◆ Source material
:::::
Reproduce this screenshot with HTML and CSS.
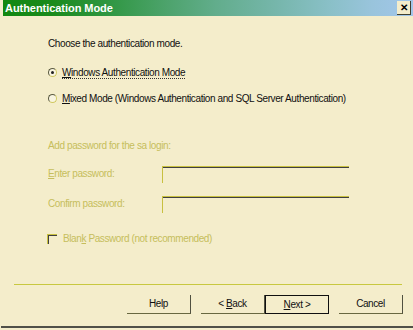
FILE: index.html
```html
<!DOCTYPE html>
<html lang="en">
<head>
    <meta charset="UTF-8">
    <meta name="viewport" content="width=device-width, initial-scale=1.0">
    <title>Authentication Mode</title>
    <link rel="stylesheet" href="styles.css">
</head>
<body>
    <div class="window">
        <div class="titlebar">
            <span class="title">Authentication Mode</span>
            <span class="close">&#x2715;</span>
        </div>

        <div class="content">
            <p class="intro">Choose the authentication mode.</p>

            <div class="option first">
                <span class="radio checked"></span>
                <span class="focus"><u>W</u>indows Authentication Mode</span>
            </div>
            <div class="option">
                <span class="radio"></span>
                <span><u>M</u>ixed Mode (Windows Authentication and SQL Server Authentication)</span>
            </div>

            <div class="sa">
                <p class="sa-title">Add password for the sa login:</p>
                <div class="field">
                    <span class="field-label"><u>E</u>nter password:</span>
                    <span class="box"></span>
                </div>
                <div class="field">
                    <span class="field-label">Confirm password:</span>
                    <span class="box"></span>
                </div>
                <div class="check">
                    <span class="checkbox"></span>
                    <span>Blan<u>k</u> Password (not recommended)</span>
                </div>
            </div>
        </div>

        <div class="separator"></div>

        <div class="buttons">
            <span class="btn">Help</span>
            <span class="btn gap">&lt; <u>B</u>ack</span>
            <span class="btn default"><u>N</u>ext &gt;</span>
            <span class="btn gap">Cancel</span>
        </div>
        <div class="bottom-edge"></div>
    </div>
</body>
</html>
```

FILE: styles.css
```css
body {
    margin: 0;
    padding: 0;
    background-color: #f4edcb;
    font-family: "Liberation Sans", Arial, sans-serif;
    font-size: 10px;
    letter-spacing: -0.4px;
    color: #101010;
}
.window {
    width: 413px;
    height: 330px;
    overflow: hidden;
}
.titlebar {
    height: 16px;
    margin-left: 3px;
    display: flex;
    align-items: center;
    justify-content: space-between;
    background: linear-gradient(to right, #118811 0%, #1a8a1c 12%, #2e9640 25%, #4da36c 40%, #62ad8c 52%, #78b7ae 68%, #8ac0c8 80%, #99c4dc 90%, #a2c6ea 100%);
}
.title {
    color: #ffffff;
    font-weight: bold;
    font-size: 11px;
    letter-spacing: -0.05px;
    padding-left: 2px;
}
.close {
    width: 13px;
    height: 13px;
    margin-right: 2px;
    background: #f4edcb;
    border-right: 1px solid #404030;
    border-bottom: 1px solid #404030;
    font-size: 10px;
    font-weight: bold;
    letter-spacing: 0;
    line-height: 13px;
    text-align: center;
    color: #000;
}
.content {
    padding-left: 48px;
}
.intro {
    margin: 21px 0 0;
    line-height: 13px;
}
.option {
    display: flex;
    align-items: center;
    gap: 5px;
    height: 13px;
    margin-top: 13px;
}
.option.first {
    margin-top: 16px;
}
.radio {
    width: 7px;
    height: 7px;
    border-radius: 50%;
    border: 1px solid;
    border-color: #5a5a40 #d0c860 #d0c860 #5a5a40;
    background: #f8f4e0;
    position: relative;
}
.radio.checked::after {
    content: "";
    position: absolute;
    left: 2px;
    top: 2px;
    width: 3px;
    height: 3px;
    border-radius: 50%;
    background: #202020;
}
.focus {
    border-bottom: 1px dotted #303030;
}
.sa {
    color: #c6be5c;
}
.sa-title {
    margin: 34px 0 0;
    line-height: 13px;
}
.field {
    display: flex;
    align-items: flex-start;
    margin-top: 14px;
    height: 17px;
}
.field + .field {
    margin-top: 13px;
}
.field-label {
    width: 114px;
    padding-top: 2px;
}
.box {
    width: 186px;
    height: 16px;
    border-top: 1px solid #c8c040;
    border-left: 1px solid #c8c040;
    box-shadow: inset 0 1px 0 #404040;
}
.check {
    display: flex;
    align-items: center;
    gap: 6px;
    margin-top: 20px;
    margin-left: -1px;
}
.checkbox {
    width: 9px;
    height: 9px;
    border-top: 1px solid #c8c040;
    border-left: 1px solid #c8c040;
    box-shadow: inset 1px 1px 0 #404040;
}
.separator {
    margin: 40px 11px 0 14px;
    height: 1px;
    background: #c8c840;
}
.buttons {
    display: flex;
    justify-content: flex-end;
    padding-right: 10px;
    margin-top: 10px;
}
.btn {
    width: 63px;
    height: 18px;
    line-height: 18px;
    text-align: center;
    border-right: 1px solid #505040;
    border-bottom: 1px solid #686840;
}
.btn.gap {
    margin-left: 10px;
}
.btn.default {
    width: 62px;
    height: 17px;
    border: 1px solid #101010;
}
.bottom-edge {
    margin: 12px 0 0 1px;
    height: 2px;
    background: #505048;
}
```
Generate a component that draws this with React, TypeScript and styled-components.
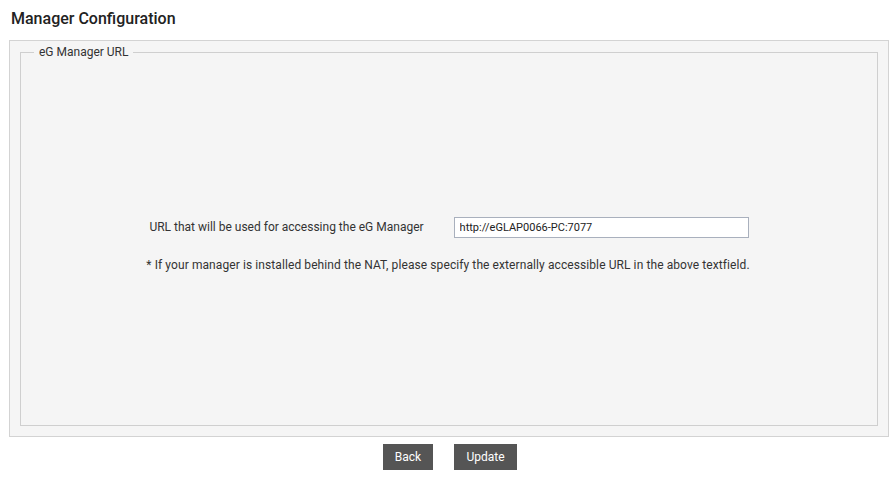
import React from "react";
import styled, { createGlobalStyle } from "styled-components";

const Global = createGlobalStyle`
  html, body { margin: 0; padding: 0; background: #ffffff; }
  body { font-family: Roboto, "Liberation Sans", Arial, sans-serif; color: #333333; }
`;

const Page = styled.div`
  width: 893px;
  height: 477px;
  display: flex;
  flex-direction: column;
`;

const Title = styled.h1`
  margin: 0;
  height: 40px;
  display: flex;
  align-items: center;
  padding-left: 11px;
  padding-bottom: 3px;
  box-sizing: border-box;
  font-size: 16px;
  font-weight: 500;
  color: #222222;
`;

const Panel = styled.div`
  margin: 0 4px 0 9px;
  height: 397px;
  box-sizing: border-box;
  background: #f5f5f5;
  border: 1px solid #d3d3d3;
  padding: 0 10px 10px 10px;
  display: flex;
`;

const Fieldset = styled.fieldset`
  flex: 1;
  margin: 0;
  border: 1px solid #cfcfcf;
  padding: 0 10px 16px 10px;
  min-width: 0;
  display: flex;
  flex-direction: column;
  justify-content: center;
  align-items: center;
  gap: 20px;
`;

const Legend = styled.legend`
  margin-left: 3px;
  padding: 0 5px;
  font-size: 12px;
  color: #333333;
  line-height: 22px;
`;

const Row = styled.div`
  display: flex;
  align-items: center;
  gap: 30px;
  margin-top: 16px;
`;

const Label = styled.label`
  font-size: 12px;
  color: #333333;
`;

const Input = styled.input`
  width: 295px;
  height: 21px;
  box-sizing: border-box;
  border: 1px solid #a9b0bd;
  background: #ffffff;
  padding: 0 5px;
  font-family: Roboto, "Liberation Sans", Arial, sans-serif;
  font-size: 11px;
  color: #222222;
  outline: none;
`;

const Note = styled.div`
  font-size: 12px;
  color: #333333;
  letter-spacing: 0.09px;
  margin-left: -2px;
`;

const Actions = styled.div`
  display: flex;
  justify-content: center;
  gap: 21px;
  margin-top: 7px;
  padding-left: 7px;
`;

const Button = styled.button<{ $w: number }>`
  width: ${(p) => p.$w}px;
  height: 26px;
  border: none;
  background: #555555;
  color: #ffffff;
  font-family: Roboto, "Liberation Sans", Arial, sans-serif;
  font-size: 12px;
  padding: 0;
  cursor: pointer;
`;

export default function App() {
  return (
    <>
      <Global />
      <Page>
        <Title>Manager Configuration</Title>
        <Panel>
          <Fieldset>
            <Legend>eG Manager URL</Legend>
            <Row>
              <Label>URL that will be used for accessing the eG Manager</Label>
              <Input defaultValue="http://eGLAP0066-PC:7077" />
            </Row>
            <Note>
              * If your manager is installed behind the NAT, please specify the externally accessible URL in the above textfield.
            </Note>
          </Fieldset>
        </Panel>
        <Actions>
          <Button $w={50}>Back</Button>
          <Button $w={63}>Update</Button>
        </Actions>
      </Page>
    </>
  );
}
:::::
◆ Short task
Using the listing above, work out how many of its lines include "that", and give only the result.

◆ Solution to the exercise
2